A call comes in regarding a new large fire loss. Based on the preliminary information from the insured, it sounds like there may be subrogation potential. The adjuster promptly retains a cause and origin investigator to go to the scene. However, the cause and origin investigator shows up only to find that an overzealous restoration or cleaning company has already gutted the scene and ruined any opportunity to determine the cause of the fire.
This is a scenario that many property adjusters may be all too familiar with. I often get calls from clients inquiring whether there is any potential claim against the restoration company under this scenario. Unfortunately, in most instances, there is no recourse against the restoration company. In recent years, a number of jurisdictions have considered the issue of whether there is an independent cause of action against a third party for evidence spoliation. The vast majority of jurisdictions to consider the issue have refused to recognize such a cause of action. Those jurisdictions have taken the position that the only remedy against a spoliating party are the sanctions available against that party in litigation for the underlying claim. This remedy is obviously of no help when the spoliating party is a restoration company who has no potential liability for causing the fire.

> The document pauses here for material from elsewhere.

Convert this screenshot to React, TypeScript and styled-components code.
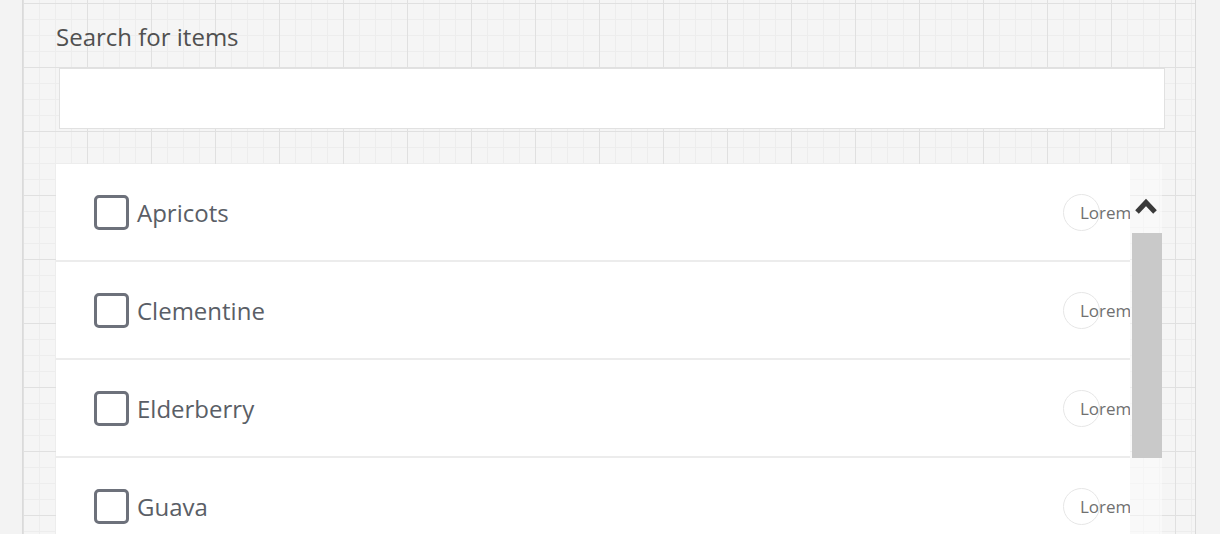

Even if the loss occurs in one of the handful of jurisdictions that have recognized an independent cause of action for spoliation, it is still very difficult to maintain such a cause of action. First, you have to establish that the spoliating party was a aware of potential litigation and had a duty to preserve evidence. Most jurisdictions recognizing this cause of action require that the destruction of evidence be intentional and be done for the express purpose of depriving another party of its use and it is not sufficient to show the party negligently disposed of the evidence. In most circumstances, it would be difficult to establish this against a restoration company that cleans up a fire scene.
Even if you can establish that the party has intentionally spoliated evidence, you still need to prove the damage aspect. To prove damages, you need to establish that the spoliation prevented you for proving the underlying claim and that but for the spoliation you would have been able to prevail on the underlying claim. However, if the restoration company cleans up the entire fire scene before you can even investigate, in almost all instances, it would be impossible to prove that but for the clean up, you could have prevailed on a subrogation claim against some other party. As a result, in most cases you will not have any legal recourse against a restoration company who cleans up a fire scene before you can investigate. The situation may be different if there is an express contractual agreement with the restoration company to preserve evidence and they fail to do so.
Given that there is likely no legal recourse against restoration companies for cleaning up a fire scene too soon, carriers need to educate everyone involved in the claims process to try to make sure it does not occur. Carriers should make sure that restoration companies they use frequently are aware that they should not do any cleanup until specifically authorized to do so. More importantly, carriers need to let insureds, agents and public adjusters know as soon as a claim is reported that the scene needs to be preserved for investigation and they are not permitted to let emergency services contactors clean up the scene until the carrier authorizes it.